INSPIRATION: Rashada Harry

RASHADA HARRY and her Your Future, Your Ambition (YFYA) project are to be congratulated on six years of continued success in encouraging young people to think about a career in science, technology, engineering and mathematics (STEM).

Major companies such as Bloomberg, BP and the National Grid are among the organisations who are taking YFYA’s message seriously.

Congratulations must also be extended to Chris Hughton and Hope Powell who have achieved a double first at Brighton Hove Albion – it’s the first time that a club has had a black coach as head of the men’s and women’s team.

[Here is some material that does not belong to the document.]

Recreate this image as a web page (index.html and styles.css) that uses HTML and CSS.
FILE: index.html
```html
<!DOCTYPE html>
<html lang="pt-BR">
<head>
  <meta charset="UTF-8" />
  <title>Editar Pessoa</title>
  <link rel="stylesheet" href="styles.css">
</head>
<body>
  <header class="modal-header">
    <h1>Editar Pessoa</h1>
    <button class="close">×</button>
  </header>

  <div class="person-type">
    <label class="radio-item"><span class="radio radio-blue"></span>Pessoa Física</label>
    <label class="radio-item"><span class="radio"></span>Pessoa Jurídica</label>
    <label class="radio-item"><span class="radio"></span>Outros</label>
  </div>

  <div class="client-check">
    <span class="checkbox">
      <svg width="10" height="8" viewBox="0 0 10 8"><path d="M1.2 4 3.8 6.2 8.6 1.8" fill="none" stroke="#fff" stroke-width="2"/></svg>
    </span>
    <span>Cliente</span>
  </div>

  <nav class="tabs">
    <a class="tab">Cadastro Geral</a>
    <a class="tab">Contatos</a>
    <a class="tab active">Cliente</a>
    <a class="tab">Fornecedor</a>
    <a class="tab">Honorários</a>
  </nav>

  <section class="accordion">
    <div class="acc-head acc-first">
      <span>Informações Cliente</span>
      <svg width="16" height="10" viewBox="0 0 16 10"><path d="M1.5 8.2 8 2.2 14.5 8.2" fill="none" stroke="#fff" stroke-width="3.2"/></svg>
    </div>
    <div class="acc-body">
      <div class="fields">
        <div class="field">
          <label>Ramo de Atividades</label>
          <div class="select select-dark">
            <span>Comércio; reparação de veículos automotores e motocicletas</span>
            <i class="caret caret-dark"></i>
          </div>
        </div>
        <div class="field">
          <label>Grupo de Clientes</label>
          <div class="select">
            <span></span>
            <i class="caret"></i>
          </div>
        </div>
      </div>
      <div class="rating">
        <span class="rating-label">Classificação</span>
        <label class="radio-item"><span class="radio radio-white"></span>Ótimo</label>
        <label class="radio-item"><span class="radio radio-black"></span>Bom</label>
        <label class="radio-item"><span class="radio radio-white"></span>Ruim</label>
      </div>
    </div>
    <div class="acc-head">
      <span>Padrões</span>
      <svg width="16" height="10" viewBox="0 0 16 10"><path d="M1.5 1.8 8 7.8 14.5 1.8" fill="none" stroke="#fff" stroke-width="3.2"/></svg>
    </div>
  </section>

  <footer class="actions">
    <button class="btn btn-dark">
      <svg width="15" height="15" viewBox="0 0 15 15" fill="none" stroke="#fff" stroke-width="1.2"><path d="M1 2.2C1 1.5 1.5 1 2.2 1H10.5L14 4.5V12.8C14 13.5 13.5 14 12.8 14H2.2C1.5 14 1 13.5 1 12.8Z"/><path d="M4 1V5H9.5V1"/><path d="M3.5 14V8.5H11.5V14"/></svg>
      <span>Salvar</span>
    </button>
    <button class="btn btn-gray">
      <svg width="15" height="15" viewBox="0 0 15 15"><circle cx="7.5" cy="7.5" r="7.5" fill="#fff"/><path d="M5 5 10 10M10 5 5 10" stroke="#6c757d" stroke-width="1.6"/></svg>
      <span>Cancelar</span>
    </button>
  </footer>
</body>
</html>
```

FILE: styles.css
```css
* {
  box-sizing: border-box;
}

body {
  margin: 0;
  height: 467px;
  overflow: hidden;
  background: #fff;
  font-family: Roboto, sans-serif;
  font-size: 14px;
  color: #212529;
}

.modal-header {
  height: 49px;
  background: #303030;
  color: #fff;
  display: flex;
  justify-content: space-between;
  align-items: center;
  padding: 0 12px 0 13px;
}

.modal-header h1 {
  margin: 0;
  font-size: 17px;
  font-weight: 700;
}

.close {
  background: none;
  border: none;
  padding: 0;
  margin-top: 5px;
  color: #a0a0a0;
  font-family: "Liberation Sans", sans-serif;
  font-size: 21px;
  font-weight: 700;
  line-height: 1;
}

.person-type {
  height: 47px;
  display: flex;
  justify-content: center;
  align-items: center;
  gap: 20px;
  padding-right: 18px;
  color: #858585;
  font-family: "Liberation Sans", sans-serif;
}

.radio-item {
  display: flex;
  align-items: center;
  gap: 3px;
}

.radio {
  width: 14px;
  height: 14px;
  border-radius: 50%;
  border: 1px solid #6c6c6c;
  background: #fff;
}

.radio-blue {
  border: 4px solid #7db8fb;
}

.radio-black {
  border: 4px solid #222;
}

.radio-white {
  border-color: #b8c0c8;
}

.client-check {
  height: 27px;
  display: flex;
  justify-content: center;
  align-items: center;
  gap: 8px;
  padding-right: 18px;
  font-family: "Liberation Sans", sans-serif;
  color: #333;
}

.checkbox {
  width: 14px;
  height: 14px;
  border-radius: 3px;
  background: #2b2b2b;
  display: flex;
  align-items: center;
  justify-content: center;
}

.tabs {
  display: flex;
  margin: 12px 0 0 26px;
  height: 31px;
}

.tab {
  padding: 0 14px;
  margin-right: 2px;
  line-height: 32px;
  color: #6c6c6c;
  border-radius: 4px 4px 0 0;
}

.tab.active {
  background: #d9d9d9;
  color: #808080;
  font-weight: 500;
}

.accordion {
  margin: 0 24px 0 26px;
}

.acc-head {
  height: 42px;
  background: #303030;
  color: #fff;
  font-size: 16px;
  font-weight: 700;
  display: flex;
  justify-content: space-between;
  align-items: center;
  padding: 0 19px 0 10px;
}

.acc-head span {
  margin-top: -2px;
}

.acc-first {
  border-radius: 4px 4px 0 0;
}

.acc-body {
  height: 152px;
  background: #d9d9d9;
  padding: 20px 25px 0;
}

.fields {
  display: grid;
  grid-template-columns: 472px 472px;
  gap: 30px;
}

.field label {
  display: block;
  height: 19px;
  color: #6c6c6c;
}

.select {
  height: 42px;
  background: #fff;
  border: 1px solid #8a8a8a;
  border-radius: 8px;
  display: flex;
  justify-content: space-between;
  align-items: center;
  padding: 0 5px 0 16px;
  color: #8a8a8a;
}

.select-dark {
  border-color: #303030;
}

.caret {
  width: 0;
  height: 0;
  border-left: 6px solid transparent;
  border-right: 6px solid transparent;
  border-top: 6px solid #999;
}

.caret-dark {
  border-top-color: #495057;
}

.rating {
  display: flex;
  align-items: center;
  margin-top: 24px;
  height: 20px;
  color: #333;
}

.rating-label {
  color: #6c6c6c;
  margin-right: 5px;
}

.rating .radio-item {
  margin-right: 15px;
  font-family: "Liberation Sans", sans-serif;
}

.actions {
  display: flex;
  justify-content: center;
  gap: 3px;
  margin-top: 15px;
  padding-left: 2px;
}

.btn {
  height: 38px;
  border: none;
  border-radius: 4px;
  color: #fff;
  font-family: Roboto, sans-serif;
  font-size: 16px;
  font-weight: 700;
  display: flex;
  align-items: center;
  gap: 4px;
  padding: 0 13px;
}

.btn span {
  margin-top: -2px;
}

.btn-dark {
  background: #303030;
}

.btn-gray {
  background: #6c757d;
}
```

What both stories clearly show is that diversity is no longer an issue that the UK can ignore.
Without even needing to get into any statistics, we all know that the country is getting more and more diverse.

Forward thinking companies such as Bloomberg and football clubs like Brighton and Hove Albion are leading the way in embracing diversity. There are very strong reasons why other companies should follow that lead.


PICTURED: Chris Hughton

Recent statistics from the Policy Exchange show that the proportion of UK citizens from black and minority ethnic (BAME) communities is expected to double in the next few decades and will be between 20 and 30 percent by 2050, “radically changing the face of Britain.”

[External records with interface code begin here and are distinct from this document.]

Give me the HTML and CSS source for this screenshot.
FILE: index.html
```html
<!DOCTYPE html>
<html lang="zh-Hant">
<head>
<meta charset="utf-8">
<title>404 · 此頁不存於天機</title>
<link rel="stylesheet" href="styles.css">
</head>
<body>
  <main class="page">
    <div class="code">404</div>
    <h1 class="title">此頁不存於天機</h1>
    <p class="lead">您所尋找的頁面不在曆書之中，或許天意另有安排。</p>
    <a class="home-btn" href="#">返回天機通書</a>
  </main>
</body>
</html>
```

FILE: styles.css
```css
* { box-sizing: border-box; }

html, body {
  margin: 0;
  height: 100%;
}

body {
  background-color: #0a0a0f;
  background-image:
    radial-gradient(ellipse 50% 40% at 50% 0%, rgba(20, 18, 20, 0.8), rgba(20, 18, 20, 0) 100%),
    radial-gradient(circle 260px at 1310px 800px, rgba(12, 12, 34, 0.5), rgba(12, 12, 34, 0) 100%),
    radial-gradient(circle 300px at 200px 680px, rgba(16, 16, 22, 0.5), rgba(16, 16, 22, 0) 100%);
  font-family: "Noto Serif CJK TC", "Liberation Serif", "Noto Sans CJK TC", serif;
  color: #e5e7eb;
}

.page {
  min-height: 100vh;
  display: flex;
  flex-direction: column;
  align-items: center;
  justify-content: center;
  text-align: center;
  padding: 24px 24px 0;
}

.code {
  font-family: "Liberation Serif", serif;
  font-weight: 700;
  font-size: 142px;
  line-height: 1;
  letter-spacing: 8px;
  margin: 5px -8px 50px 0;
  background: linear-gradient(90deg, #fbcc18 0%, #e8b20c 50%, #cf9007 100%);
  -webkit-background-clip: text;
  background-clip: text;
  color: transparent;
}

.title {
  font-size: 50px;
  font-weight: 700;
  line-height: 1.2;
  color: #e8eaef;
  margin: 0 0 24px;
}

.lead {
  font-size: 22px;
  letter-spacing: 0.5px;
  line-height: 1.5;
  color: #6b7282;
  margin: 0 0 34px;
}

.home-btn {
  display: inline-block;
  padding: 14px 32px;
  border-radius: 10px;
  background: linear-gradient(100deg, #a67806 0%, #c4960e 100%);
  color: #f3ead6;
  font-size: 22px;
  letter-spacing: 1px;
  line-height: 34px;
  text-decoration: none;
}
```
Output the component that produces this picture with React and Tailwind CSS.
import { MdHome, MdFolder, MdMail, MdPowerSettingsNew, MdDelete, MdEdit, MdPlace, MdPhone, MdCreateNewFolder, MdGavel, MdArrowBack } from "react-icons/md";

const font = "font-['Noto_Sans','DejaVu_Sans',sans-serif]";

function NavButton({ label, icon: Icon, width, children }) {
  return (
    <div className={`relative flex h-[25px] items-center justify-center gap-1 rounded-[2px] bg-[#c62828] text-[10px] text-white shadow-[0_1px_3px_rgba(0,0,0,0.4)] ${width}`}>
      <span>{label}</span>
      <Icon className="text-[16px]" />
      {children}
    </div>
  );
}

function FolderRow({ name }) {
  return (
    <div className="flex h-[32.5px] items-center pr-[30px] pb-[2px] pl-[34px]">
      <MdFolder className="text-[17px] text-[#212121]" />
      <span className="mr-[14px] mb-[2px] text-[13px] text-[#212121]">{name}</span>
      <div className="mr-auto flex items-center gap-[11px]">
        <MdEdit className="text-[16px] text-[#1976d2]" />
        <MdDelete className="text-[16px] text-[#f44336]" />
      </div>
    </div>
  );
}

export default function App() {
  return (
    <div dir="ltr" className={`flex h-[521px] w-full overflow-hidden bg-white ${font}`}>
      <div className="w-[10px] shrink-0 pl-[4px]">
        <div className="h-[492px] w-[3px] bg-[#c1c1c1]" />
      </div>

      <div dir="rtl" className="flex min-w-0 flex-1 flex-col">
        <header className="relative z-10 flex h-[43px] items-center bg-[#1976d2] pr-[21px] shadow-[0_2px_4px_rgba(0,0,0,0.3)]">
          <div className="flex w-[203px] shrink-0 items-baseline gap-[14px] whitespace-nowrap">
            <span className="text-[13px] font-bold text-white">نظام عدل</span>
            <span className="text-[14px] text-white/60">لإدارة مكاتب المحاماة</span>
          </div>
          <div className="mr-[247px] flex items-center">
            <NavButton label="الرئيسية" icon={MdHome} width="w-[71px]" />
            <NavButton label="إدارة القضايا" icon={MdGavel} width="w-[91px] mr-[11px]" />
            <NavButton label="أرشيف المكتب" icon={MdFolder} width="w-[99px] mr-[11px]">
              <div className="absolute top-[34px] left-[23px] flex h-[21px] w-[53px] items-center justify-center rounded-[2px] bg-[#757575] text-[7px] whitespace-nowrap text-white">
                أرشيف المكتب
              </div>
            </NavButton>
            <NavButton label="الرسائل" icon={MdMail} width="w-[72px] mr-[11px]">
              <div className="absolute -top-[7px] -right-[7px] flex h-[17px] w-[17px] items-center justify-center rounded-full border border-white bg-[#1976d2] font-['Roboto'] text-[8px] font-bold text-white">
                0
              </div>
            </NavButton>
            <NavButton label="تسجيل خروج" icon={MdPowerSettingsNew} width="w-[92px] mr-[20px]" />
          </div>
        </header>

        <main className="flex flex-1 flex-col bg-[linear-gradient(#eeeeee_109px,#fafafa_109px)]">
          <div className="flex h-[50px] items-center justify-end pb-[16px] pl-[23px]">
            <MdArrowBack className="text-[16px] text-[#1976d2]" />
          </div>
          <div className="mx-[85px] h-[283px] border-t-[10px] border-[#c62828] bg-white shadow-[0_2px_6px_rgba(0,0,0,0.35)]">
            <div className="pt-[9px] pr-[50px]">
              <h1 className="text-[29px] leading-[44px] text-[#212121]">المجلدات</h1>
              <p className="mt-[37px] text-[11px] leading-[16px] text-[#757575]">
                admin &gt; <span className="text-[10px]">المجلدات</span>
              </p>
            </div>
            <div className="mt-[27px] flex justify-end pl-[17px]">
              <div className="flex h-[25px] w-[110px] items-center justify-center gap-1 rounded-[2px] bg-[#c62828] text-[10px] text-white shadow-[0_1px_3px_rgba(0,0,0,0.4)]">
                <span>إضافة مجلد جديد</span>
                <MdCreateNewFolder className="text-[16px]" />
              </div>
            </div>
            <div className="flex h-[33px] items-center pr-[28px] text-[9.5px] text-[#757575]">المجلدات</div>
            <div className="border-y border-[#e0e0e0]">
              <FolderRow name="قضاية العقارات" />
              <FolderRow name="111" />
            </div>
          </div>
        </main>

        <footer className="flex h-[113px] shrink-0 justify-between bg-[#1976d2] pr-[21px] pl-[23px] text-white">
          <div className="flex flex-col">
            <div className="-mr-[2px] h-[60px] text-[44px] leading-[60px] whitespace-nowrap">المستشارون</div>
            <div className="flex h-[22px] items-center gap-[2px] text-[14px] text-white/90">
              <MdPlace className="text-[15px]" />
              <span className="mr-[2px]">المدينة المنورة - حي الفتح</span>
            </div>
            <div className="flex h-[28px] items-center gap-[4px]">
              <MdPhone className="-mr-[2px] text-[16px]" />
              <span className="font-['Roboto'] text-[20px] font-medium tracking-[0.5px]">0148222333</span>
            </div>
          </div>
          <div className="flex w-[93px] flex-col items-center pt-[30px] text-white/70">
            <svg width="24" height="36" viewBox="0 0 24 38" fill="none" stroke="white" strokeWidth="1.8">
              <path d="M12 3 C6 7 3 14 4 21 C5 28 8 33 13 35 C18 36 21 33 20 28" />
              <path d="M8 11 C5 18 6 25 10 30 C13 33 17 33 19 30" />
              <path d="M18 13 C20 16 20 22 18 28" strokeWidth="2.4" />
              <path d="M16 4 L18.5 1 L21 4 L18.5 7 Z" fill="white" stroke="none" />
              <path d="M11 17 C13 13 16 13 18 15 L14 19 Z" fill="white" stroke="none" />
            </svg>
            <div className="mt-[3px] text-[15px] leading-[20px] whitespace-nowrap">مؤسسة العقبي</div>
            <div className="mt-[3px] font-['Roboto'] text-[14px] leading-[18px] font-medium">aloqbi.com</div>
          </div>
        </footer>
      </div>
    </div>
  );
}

Smart organisations are realising that demographics are rapidly changing and its not enough any more to just talk about diversity. Sadly too few organisations are following in Brighton’s footsteps.


PROGRESS: Hope Powell

Whether it’s the lack of diversity in the media or the scarcity of black football managers the publication of reports every other year has made the issue become something of a talking shop.

One question that has been raised in response to this is ‘Is it time for quotas?’
They work quickly because companies are legally forced to comply and failure to do so usually involves penalties.

Quotas may not be popular in the UK. However decades of well meaning initiatives are not achieving greater equality for future generations.